:: Task statement ::
Write out the listing below without alteration, omitting its pictures.

:: Data section ::
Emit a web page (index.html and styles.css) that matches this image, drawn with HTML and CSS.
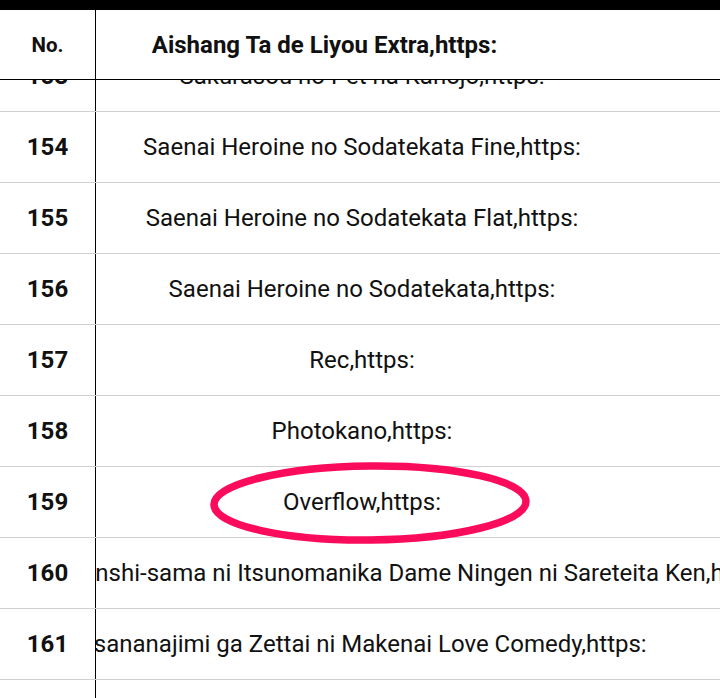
FILE: index.html
```html
<!DOCTYPE html>
<html>

<head>
    <title>Anime List</title>
    <link rel="stylesheet" href="styles.css">
</head>

<body>
    <div class="topbar"></div>

    <div class="table">
        <div class="row head">
            <div class="num">No.</div>
            <div class="title">Aishang Ta de Liyou Extra,https:</div>
        </div>

        <div class="body">
            <div class="rows">
                <div class="row">
                    <div class="num">153</div>
                    <div class="title">Sakurasou no Pet na Kanojo,https:</div>
                </div>
                <div class="row">
                    <div class="num">154</div>
                    <div class="title">Saenai Heroine no Sodatekata Fine,https:</div>
                </div>
                <div class="row">
                    <div class="num">155</div>
                    <div class="title">Saenai Heroine no Sodatekata Flat,https:</div>
                </div>
                <div class="row">
                    <div class="num">156</div>
                    <div class="title">Saenai Heroine no Sodatekata,https:</div>
                </div>
                <div class="row">
                    <div class="num">157</div>
                    <div class="title">Rec,https:</div>
                </div>
                <div class="row">
                    <div class="num">158</div>
                    <div class="title">Photokano,https:</div>
                </div>
                <div class="row">
                    <div class="num">159</div>
                    <div class="title">Overflow,https:</div>
                </div>
                <div class="row">
                    <div class="num">160</div>
                    <div class="title">Otonari no Tenshi-sama ni Itsunomanika Dame Ningen ni Sareteita Ken,https:</div>
                </div>
                <div class="row">
                    <div class="num">161</div>
                    <div class="title">Osananajimi ga Zettai ni Makenai Love Comedy,https:</div>
                </div>
                <div class="row">
                    <div class="num">162</div>
                    <div class="title">Ore no Imouto ga Konnani Kawaii Wake ga Nai,https:</div>
                </div>
            </div>
        </div>

        <!-- red mark drawn over row 159 -->
        <svg class="mark" width="330" height="90" viewBox="0 0 330 90">
            <ellipse cx="165" cy="44" rx="156" ry="37" fill="none" stroke="#fb0b5c" stroke-width="7.5"
                transform="rotate(-0.6 165 44)" />
        </svg>
    </div>
</body>

</html>
```

FILE: styles.css
```css
html,
body {
    margin: 0;
    padding: 0;
    background: white;
}

body {
    width: 720px;
    height: 698px;
    overflow: hidden;
    font-family: Roboto, "Liberation Sans", sans-serif;
    color: #111;
}

.topbar {
    height: 10px;
    background: black;
}

.table {
    position: relative;
}

.row {
    display: flex;
    height: 70px;
    border-bottom: 1px solid #d0d0d0;
}

.num {
    width: 95px;
    flex-shrink: 0;
    border-right: 1px solid black;
    background: white;
    position: relative;
    z-index: 1;
    display: flex;
    align-items: center;
    justify-content: center;
    font-weight: bold;
    font-size: 24px;
}

/* 文字置中, 太長時往兩邊溢出 */
.title {
    width: 532px;
    flex-shrink: 0;
    display: flex;
    align-items: center;
    justify-content: center;
    white-space: nowrap;
    font-size: 24px;
}

.head {
    height: 69px;
    border-bottom: 1px solid black;
    position: relative;
    z-index: 2;
    background: white;
}

.head .num {
    font-size: 20.5px;
}

.head .title {
    width: 457px;
    font-size: 24px;
    font-weight: bold;
}

.body {
    height: 618px;
    overflow: hidden;
}

.rows {
    margin-top: -39px;
}

.mark {
    position: absolute;
    left: 205px;
    top: 449px;
    z-index: 3;
}
```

:: Output of the task ::
Emit a web page (index.html and styles.css) that matches this image, drawn with HTML and CSS.
FILE: index.html
```html
<!DOCTYPE html>
<html>

<head>
    <title>Anime List</title>
    <link rel="stylesheet" href="styles.css">
</head>

<body>
    <div class="topbar"></div>

    <div class="table">
        <div class="row head">
            <div class="num">No.</div>
            <div class="title">Aishang Ta de Liyou Extra,https:</div>
        </div>

        <div class="body">
            <div class="rows">
                <div class="row">
                    <div class="num">153</div>
                    <div class="title">Sakurasou no Pet na Kanojo,https:</div>
                </div>
                <div class="row">
                    <div class="num">154</div>
                    <div class="title">Saenai Heroine no Sodatekata Fine,https:</div>
                </div>
                <div class="row">
                    <div class="num">155</div>
                    <div class="title">Saenai Heroine no Sodatekata Flat,https:</div>
                </div>
                <div class="row">
                    <div class="num">156</div>
                    <div class="title">Saenai Heroine no Sodatekata,https:</div>
                </div>
                <div class="row">
                    <div class="num">157</div>
                    <div class="title">Rec,https:</div>
                </div>
                <div class="row">
                    <div class="num">158</div>
                    <div class="title">Photokano,https:</div>
                </div>
                <div class="row">
                    <div class="num">159</div>
                    <div class="title">Overflow,https:</div>
                </div>
                <div class="row">
                    <div class="num">160</div>
                    <div class="title">Otonari no Tenshi-sama ni Itsunomanika Dame Ningen ni Sareteita Ken,https:</div>
                </div>
                <div class="row">
                    <div class="num">161</div>
                    <div class="title">Osananajimi ga Zettai ni Makenai Love Comedy,https:</div>
                </div>
                <div class="row">
                    <div class="num">162</div>
                    <div class="title">Ore no Imouto ga Konnani Kawaii Wake ga Nai,https:</div>
                </div>
            </div>
        </div>

        <!-- red mark drawn over row 159 -->
        <svg class="mark" width="330" height="90" viewBox="0 0 330 90">
            <ellipse cx="165" cy="44" rx="156" ry="37" fill="none" stroke="#fb0b5c" stroke-width="7.5"
                transform="rotate(-0.6 165 44)" />
        </svg>
    </div>
</body>

</html>
```

FILE: styles.css
```css
html,
body {
    margin: 0;
    padding: 0;
    background: white;
}

body {
    width: 720px;
    height: 698px;
    overflow: hidden;
    font-family: Roboto, "Liberation Sans", sans-serif;
    color: #111;
}

.topbar {
    height: 10px;
    background: black;
}

.table {
    position: relative;
}

.row {
    display: flex;
    height: 70px;
    border-bottom: 1px solid #d0d0d0;
}

.num {
    width: 95px;
    flex-shrink: 0;
    border-right: 1px solid black;
    background: white;
    position: relative;
    z-index: 1;
    display: flex;
    align-items: center;
    justify-content: center;
    font-weight: bold;
    font-size: 24px;
}

/* 文字置中, 太長時往兩邊溢出 */
.title {
    width: 532px;
    flex-shrink: 0;
    display: flex;
    align-items: center;
    justify-content: center;
    white-space: nowrap;
    font-size: 24px;
}

.head {
    height: 69px;
    border-bottom: 1px solid black;
    position: relative;
    z-index: 2;
    background: white;
}

.head .num {
    font-size: 20.5px;
}

.head .title {
    width: 457px;
    font-size: 24px;
    font-weight: bold;
}

.body {
    height: 618px;
    overflow: hidden;
}

.rows {
    margin-top: -39px;
}

.mark {
    position: absolute;
    left: 205px;
    top: 449px;
    z-index: 3;
}
```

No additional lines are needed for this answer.